Ce que dit l'horizon

Nous voyons monter les fumées, nous n’ignorons rien de la nature des cendres. Le grand forestier menace la plaine, gagne les prés, quand nous regardons vers la mer verte. Peut-être nous laissera-t-il appareiller, occupé à brûler les femmes dans les églises après avoir mitraillé les hommes et pendu les otages aux poteaux électriques? Peu probable. On dit que ses prisonniers sont violés par principe, que les étrangers sont noyés dans du sang de porc. On dit qu’il crucifie les juifs, qu’il rit d’ainsi les christianiser.

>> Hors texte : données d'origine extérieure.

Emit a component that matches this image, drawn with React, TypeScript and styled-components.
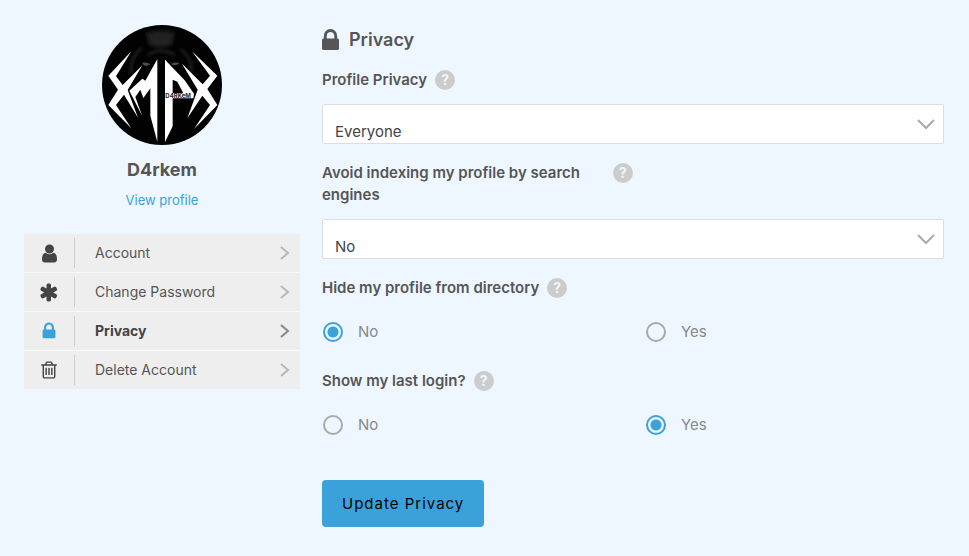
import React, { useState } from 'react';
import styled, { createGlobalStyle } from 'styled-components';

const GlobalStyle = createGlobalStyle`
  *, *::before, *::after { box-sizing: border-box; }
  body {
    margin: 0;
    background: #eef7ff;
    color: #555;
    font-family: Inter, "Liberation Sans", sans-serif;
    font-size: 15px;
    line-height: 22px;
  }
`;

const Page = styled.main`
  display: grid;
  grid-template-columns: 3fr 7fr;
  padding: 25px 25px 29px 24px;
`;

const Sidebar = styled.aside`
  display: flex;
  flex-direction: column;
`;

const ProfileCard = styled.div`
  display: flex;
  flex-direction: column;
  align-items: center;
  margin-bottom: 23px;
`;

const Avatar = styled.svg`
  width: 120px;
  height: 120px;
  border-radius: 50%;
`;

const UserName = styled.div`
  margin-top: 13px;
  font-size: 18px;
  line-height: 24px;
  font-weight: 700;
`;

const ProfileLink = styled.a`
  margin-top: 8px;
  font-size: 13px;
  line-height: 21px;
  color: #3ba1da;
  text-decoration: none;
`;

const Menu = styled.nav`
  display: flex;
  flex-direction: column;
  gap: 1px;
  background: #f4fafd;
`;

const MenuItem = styled.a<{ $active?: boolean }>`
  display: flex;
  align-items: center;
  height: 38px;
  padding-right: 10px;
  background: #eee;
  color: ${(p) => (p.$active ? '#444' : '#555')};
  font-size: 14px;
  font-weight: ${(p) => (p.$active ? 700 : 400)};
  text-decoration: none;
`;

const MenuIcon = styled.span<{ $active?: boolean }>`
  display: flex;
  align-items: center;
  justify-content: center;
  width: 51px;
  height: 30px;
  border-right: 1px solid #ccc;
  color: ${(p) => (p.$active ? '#3ba1da' : '#444')};
`;

const MenuText = styled.span`
  flex: 1;
  padding-left: 20px;
`;

const Arrow = styled.svg<{ $active?: boolean }>`
  width: 10px;
  height: 16px;
  fill: none;
  stroke: ${(p) => (p.$active ? '#888' : '#b8b8b8')};
  stroke-width: 2;
`;

const Glyph = styled.svg<{ $size: number }>`
  display: block;
  width: ${(p) => p.$size}px;
  height: ${(p) => p.$size}px;
  fill: currentColor;
`;

const Form = styled.form`
  display: flex;
  flex-direction: column;
  align-items: stretch;
  gap: 18px;
  padding: 3px 0 0 22px;
`;

const Heading = styled.h1`
  display: flex;
  align-items: center;
  gap: 10px;
  margin: 0;
  height: 23px;
  font-size: 18px;
  line-height: 24px;
  font-weight: 600;
`;

const HeadingIcon = styled.svg`
  width: 17px;
  height: 21px;
  fill: currentColor;
`;

const Field = styled.div`
  display: flex;
  flex-direction: column;
  gap: 13px;
`;

const LabelRow = styled.div`
  display: flex;
  align-items: flex-start;
  gap: 8px;
`;

const Label = styled.label`
  max-width: 283px;
  font-weight: 600;
`;

const HelpButton = styled.button`
  flex: none;
  width: 20px;
  height: 20px;
  margin-top: 1px;
  padding: 0;
  border: 0;
  border-radius: 50%;
  background: #ccc;
  color: #eef7ff;
  font: 700 14px/20px Inter, sans-serif;
  text-align: center;
`;

const SelectBox = styled.div`
  display: grid;
  align-items: center;
`;

const Select = styled.select`
  grid-area: 1 / 1;
  appearance: none;
  width: 100%;
  height: 40px;
  padding: 16px 40px 0 12px;
  border: 1px solid #ddd;
  border-radius: 2px;
  background: #fff;
  color: #444;
  font: 400 15px/22px Inter, sans-serif;
`;

const SelectArrow = styled.svg`
  grid-area: 1 / 1;
  justify-self: end;
  width: 20px;
  height: 12px;
  margin-right: 8px;
  fill: none;
  stroke: #aaa;
  stroke-width: 2;
  pointer-events: none;
`;

const RadioRow = styled.div`
  display: grid;
  grid-template-columns: 1fr 1fr;
  column-gap: 24px;
  height: 40px;
  align-items: center;
`;

const Option = styled.label`
  display: flex;
  align-items: center;
  gap: 15px;
  padding-left: 1px;
  color: #888;
`;

const Radio = styled.input`
  appearance: none;
  width: 20px;
  height: 20px;
  margin: 0;
  border: 2px solid #aaa;
  border-radius: 50%;
  &:checked {
    border-color: #3ba1da;
    background: radial-gradient(circle, #3ba1da 5px, transparent 6px);
  }
`;

const Submit = styled.button`
  align-self: flex-start;
  margin-top: 17px;
  height: 47px;
  padding: 0 20px;
  border: 0;
  border-radius: 4px;
  background: #3ba1da;
  color: #000;
  font: 400 15px/20px Inter, sans-serif;
  letter-spacing: 1px;
`;

const LOCK =
  'M640 768h512v-192q0-106-75-181t-181-75-181 75-75 181v192zm832 96v576q0 40-28 68t-68 28h-960q-40 0-68-28t-28-68v-576q0-40 28-68t68-28h32v-192q0-184 132-316t316-132 316 132 132 316v192h32q40 0 68 28t28 68z';

const USER =
  'M1536 1399q0 109-62.5 187t-150.5 78h-854q-88 0-150.5-78t-62.5-187q0-85 8.5-160.5t31.5-152 58.5-131 94-89 134.5-34.5q131 128 313 128t313-128q76 0 134.5 34.5t94 89 58.5 131 31.5 152 8.5 160.5zm-256-887q0 159-112.5 271.5t-271.5 112.5-271.5-112.5-112.5-271.5 112.5-271.5 271.5-112.5 271.5 112.5 112.5 271.5z';

const ASTERISK =
  'M1482 1050q46 26 59.5 77.5t-12.5 97.5l-64 110q-26 46-77.5 59.5t-97.5-12.5l-266-153v307q0 52-38 90t-90 38h-128q-52 0-90-38t-38-90v-307l-266 153q-46 26-97.5 12.5t-77.5-59.5l-64-110q-26-46-12.5-97.5t59.5-77.5l266-154-266-154q-46-26-59.5-77.5t12.5-97.5l64-110q26-46 77.5-59.5t97.5 12.5l266 153v-307q0-52 38-90t90-38h128q52 0 90 38t38 90v307l266-153q46-26 97.5-12.5t77.5 59.5l64 110q26 46 12.5 97.5t-59.5 77.5l-266 154z';

const TRASH =
  'M704 736v576q0 14-9 23t-23 9h-64q-14 0-23-9t-9-23v-576q0-14 9-23t23-9h64q14 0 23 9t9 23zm256 0v576q0 14-9 23t-23 9h-64q-14 0-23-9t-9-23v-576q0-14 9-23t23-9h64q14 0 23 9t9 23zm256 0v576q0 14-9 23t-23 9h-64q-14 0-23-9t-9-23v-576q0-14 9-23t23-9h64q14 0 23 9t9 23zm128 724v-948h-896v948q0 22 7 40.5t14.5 27 10.5 8.5h832q3 0 10.5-8.5t14.5-27 7-40.5zm-672-1076h448l-48-117q-7-9-17-11h-317q-10 2-17 11zm928 32v64q0 14-9 23t-23 9h-96v948q0 83-47 143.5t-113 60.5h-832q-66 0-113-58.5t-47-141.5v-952h-96q-14 0-23-9t-9-23v-64q0-14 9-23t23-9h309l70-167q15-37 54-63t79-26h320q40 0 79 26t54 63l70 167h309q14 0 23 9t9 23z';

const items = [
  { text: 'Account', icon: USER, size: 21 },
  { text: 'Change Password', icon: ASTERISK, size: 21 },
  { text: 'Privacy', icon: LOCK, size: 20, active: true },
  { text: 'Delete Account', icon: TRASH, size: 20 },
];

function ProfileAvatar() {
  return (
    <Avatar viewBox="0 0 360 360" role="img" aria-label="D4rkem">
      <defs>
        <filter id="smoke" x="-20%" y="-20%" width="140%" height="140%">
          <feGaussianBlur stdDeviation="5" />
        </filter>
      </defs>
      <rect width="360" height="360" fill="#020202" />
      <g filter="url(#smoke)" fill="none" stroke="#1c1c1c" strokeWidth="9">
        <path d="M136 27q42-14 78 0l-8 30q-32 14-62 0z" fill="#202020" />
        <path d="M120 69q-38 30-32 78M236 73q38 28 30 72M136 90q40-24 82 0" />
      </g>
      <path d="M121 113q12-3 25 5-12 7-22 2zM207 117q12-7 25-3-8 9-20 6z" fill="#455548" />
      <g fill="#fff">
        <path d="M88 79L19 152 48 194 19 240 88 310 42 240 66 209 108 278 77 195 121 121 62 180 42 154z" />
        <path d="M166 102L130 167 121 161 82 197 121 274 100 216 115 194 124 219 145 190V272L166 351z" />
        <path d="M189 104L248 166 276 206 274 220H212V304L189 351zM212 164V205H244L226 170z" fillRule="evenodd" />
        <path d="M270 79L346 152 316 192 346 240 276 312 324 240 301 212 256 280 287 194 240 116 302 178 324 152z" />
      </g>
      <text x="190" y="219" fill="#222" fontFamily="Inter, sans-serif" fontSize="18" fontWeight="700">
        D4RKeM
      </text>
    </Avatar>
  );
}

function FieldLabel({ id, text }: { id: string; text: string }) {
  return (
    <LabelRow>
      <Label htmlFor={id}>{text}</Label>
      <HelpButton type="button" aria-label={`Help: ${text}`}>?</HelpButton>
    </LabelRow>
  );
}

function SelectField(props: { id: string; text: string; initial: string; options: string[] }) {
  return (
    <Field>
      <FieldLabel id={props.id} text={props.text} />
      <SelectBox>
        <Select id={props.id} defaultValue={props.initial}>
          {props.options.map((o) => (
            <option key={o}>{o}</option>
          ))}
        </Select>
        <SelectArrow viewBox="0 0 20 12" aria-hidden="true">
          <path d="M2 2l8 8 8-8" />
        </SelectArrow>
      </SelectBox>
    </Field>
  );
}

function RadioField(props: { id: string; text: string; initial: string }) {
  const [value, setValue] = useState(props.initial);
  return (
    <Field>
      <FieldLabel id={`${props.id}-${props.initial}`} text={props.text} />
      <RadioRow role="radiogroup" aria-label={props.text}>
        {['No', 'Yes'].map((o) => (
          <Option key={o}>
            <Radio
              type="radio"
              id={`${props.id}-${o}`}
              name={props.id}
              checked={value === o}
              onChange={() => setValue(o)}
            />
            {o}
          </Option>
        ))}
      </RadioRow>
    </Field>
  );
}

export default function App() {
  return (
    <>
      <GlobalStyle />
      <Page>
        <Sidebar>
          <ProfileCard>
            <ProfileAvatar />
            <UserName>D4rkem</UserName>
            <ProfileLink href="#profile">View profile</ProfileLink>
          </ProfileCard>
          <Menu aria-label="Account settings">
            {items.map((item) => (
              <MenuItem key={item.text} href="#settings" $active={item.active}>
                <MenuIcon $active={item.active}>
                  <Glyph viewBox="0 0 1792 1792" $size={item.size} aria-hidden="true">
                    <path d={item.icon} />
                  </Glyph>
                </MenuIcon>
                <MenuText>{item.text}</MenuText>
                <Arrow viewBox="0 0 10 16" $active={item.active} aria-hidden="true">
                  <path d="M1 2l7 6-7 6" />
                </Arrow>
              </MenuItem>
            ))}
          </Menu>
        </Sidebar>
        <Form onSubmit={(e) => e.preventDefault()}>
          <Heading>
            <HeadingIcon viewBox="320 128 1152 1408" aria-hidden="true">
              <path d={LOCK} />
            </HeadingIcon>
            Privacy
          </Heading>
          <SelectField
            id="profile-privacy"
            text="Profile Privacy"
            initial="Everyone"
            options={['Everyone', 'Only me']}
          />
          <SelectField
            id="search-indexing"
            text="Avoid indexing my profile by search engines"
            initial="No"
            options={['No', 'Yes']}
          />
          <RadioField id="hide-profile" text="Hide my profile from directory" initial="No" />
          <RadioField id="last-login" text="Show my last login?" initial="Yes" />
          <Submit type="submit">Update Privacy</Submit>
        </Form>
      </Page>
    </>
  );
}
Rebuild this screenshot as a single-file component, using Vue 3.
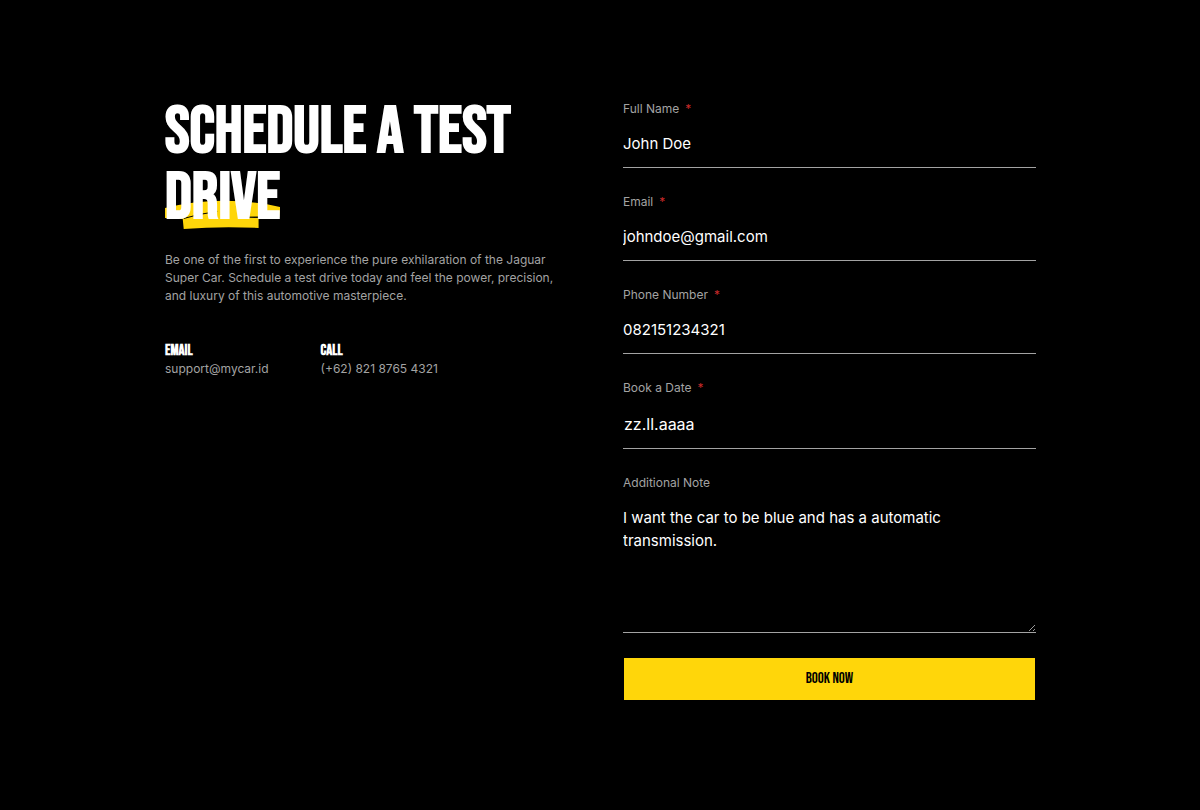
<script setup>
import { reactive } from 'vue'

const form = reactive({
  name: 'John Doe',
  email: 'johndoe@gmail.com',
  phone: '082151234321',
  date: 'zz.ll.aaaa',
  note: 'I want the car to be blue and has a automatic transmission.',
})

const fields = [
  { key: 'name', label: 'Full Name', type: 'text' },
  { key: 'email', label: 'Email', type: 'email' },
  { key: 'phone', label: 'Phone Number', type: 'tel' },
  { key: 'date', label: 'Book a Date', type: 'text' },
]
</script>

<template>
  <main class="page">
    <section class="intro">
      <h1 class="title">
        SCHEDULE A TEST
        <span class="marked">
          <svg class="stroke" viewBox="0 0 117 29" preserveAspectRatio="none" aria-hidden="true">
            <path d="M0 8Q57-6 117 7L116 17Q101 16 82 18L95 18V28Q57 26 19 29L18 19Q8 18 0 18Z" />
            <path class="gap" d="M19 18.500Q33 14 53 11.500M78 17.500Q93 16.500 116 17.500" />
          </svg>
          <span class="word">DRIVE</span>
        </span>
      </h1>
      <p class="lead">
        Be one of the first to experience the pure exhilaration of the Jaguar Super Car. Schedule a
        test drive today and feel the power, precision, and luxury of this automotive masterpiece.
      </p>
      <div class="contacts">
        <div>
          <h2 class="contact-title">EMAIL</h2>
          <p class="contact-text">support@mycar.id</p>
        </div>
        <div>
          <h2 class="contact-title">CALL</h2>
          <p class="contact-text">(+62) 821 8765 4321</p>
        </div>
      </div>
    </section>

    <form class="form" @submit.prevent>
      <div v-for="f in fields" :key="f.key" class="field">
        <label class="label" :for="f.key">{{ f.label }}<span class="required">*</span></label>
        <input :id="f.key" v-model="form[f.key]" class="control" :class="{ date: f.key === 'date' }" :type="f.type" required />
      </div>
      <div class="field">
        <label class="label" for="note">Additional Note</label>
        <textarea id="note" v-model="form.note" class="control note"></textarea>
      </div>
      <button class="submit" type="submit">BOOK NOW</button>
    </form>
  </main>
</template>

<style>
body {
  margin: 0;
  background: #000;
}
</style>

<style scoped>
.page {
  box-sizing: border-box;
  max-width: 920px;
  margin: 0 auto;
  padding: 100px 24px 99px 25px;
  display: grid;
  grid-template-columns: repeat(2, minmax(0, 1fr));
  gap: 45px;
  font-family: Inter, "Liberation Sans", sans-serif;
  color: #fff;
}
.title,
.contact-title,
.submit {
  font-family: "Bebas Neue", "Liberation Sans Narrow", "Liberation Sans", sans-serif;
  font-weight: 700;
}
.title {
  margin: 0;
  font-size: 66px;
  line-height: 66px;
}
.marked {
  position: relative;
  display: table;
}
.word {
  position: relative;
}
.stroke {
  position: absolute;
  left: 0;
  bottom: 3px;
  width: 100%;
  height: 29px;
  fill: #ffd60a;
}
.gap {
  fill: none;
  stroke: #000;
  stroke-width: 1;
}
.lead {
  max-width: 400px;
  margin: 19px 0 0;
  font-size: 12px;
  line-height: 18px;
  color: #a3a3a3;
}
.contacts {
  display: flex;
  gap: 52px;
  margin-top: 37px;
}
.contact-title {
  margin: 0;
  font-size: 15px;
  line-height: 18px;
}
.contact-text {
  margin: 0;
  font-size: 12px;
  line-height: 18px;
  color: #a3a3a3;
}
.form {
  display: flex;
  flex-direction: column;
  gap: 25px;
}
.field {
  display: flex;
  flex-direction: column;
  gap: 2px;
}
.label {
  font-size: 12px;
  line-height: 18px;
  color: #a3a3a3;
}
.required {
  margin-left: 6px;
  color: #c92a2a;
}
.control {
  box-sizing: border-box;
  width: 100%;
  height: 48px;
  margin: 0;
  padding: 12px 0;
  border: 0;
  border-bottom: 1px solid #a3a3a3;
  border-radius: 0;
  outline: 0;
  background: transparent;
  color: #fff;
  font-family: inherit;
  font-size: 15px;
  line-height: 23px;
}
.date {
  height: 50px;
  padding-left: 1px;
  font-size: 16px;
}
.note {
  height: 139px;
  padding-right: 8px;
  resize: vertical;
}
.submit {
  height: 42px;
  margin: 0 1px;
  padding: 0 0 2px;
  border: 0;
  background: #ffd60a;
  color: #000;
  font-size: 15px;
  font-weight: 400;
  cursor: pointer;
}
</style>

Quand sera mort tout ce qui n’est pas lui, il inventera ses ennemis, fusillera ses compagnons, connaîtra la misère de l’ennui.

dimanche 14 novembre 2010

La Gloire de mon père

Dans l’armoire de mon enfance – marqueterie rustique- un fusil mitrailleur dont je trouvais les balles en volant des bonbons ; c’était le temps de mes dents saines et de mon père aux cheveux roux.
Il aimait parler en arabe aux colporteurs de ces pays ; que disait-il ? – Les mots que je sais aujourd’hui, qui enchantaient les exilés. Ils repartaient pauvres, ravis, mais moi j’avais tremblé pour eux qu’il ne ressorte son fusil, pas les mots d’adieux ni d’usage, le fusil. Les balles ailées; les balles.
Les photos je les avais vues. Cadavres de bergers exécutés ; mon père assassin qui se targuait de preuves. Avant après, vivants puis morts, abattus là les mains liées dans la montagne qui était leur. Et je trouvais des balles en cherchant des bonbons. Et j’avais peur pour les vendeurs berbères, tant ils ressemblaient aux cadavres, aux trophées de mon père.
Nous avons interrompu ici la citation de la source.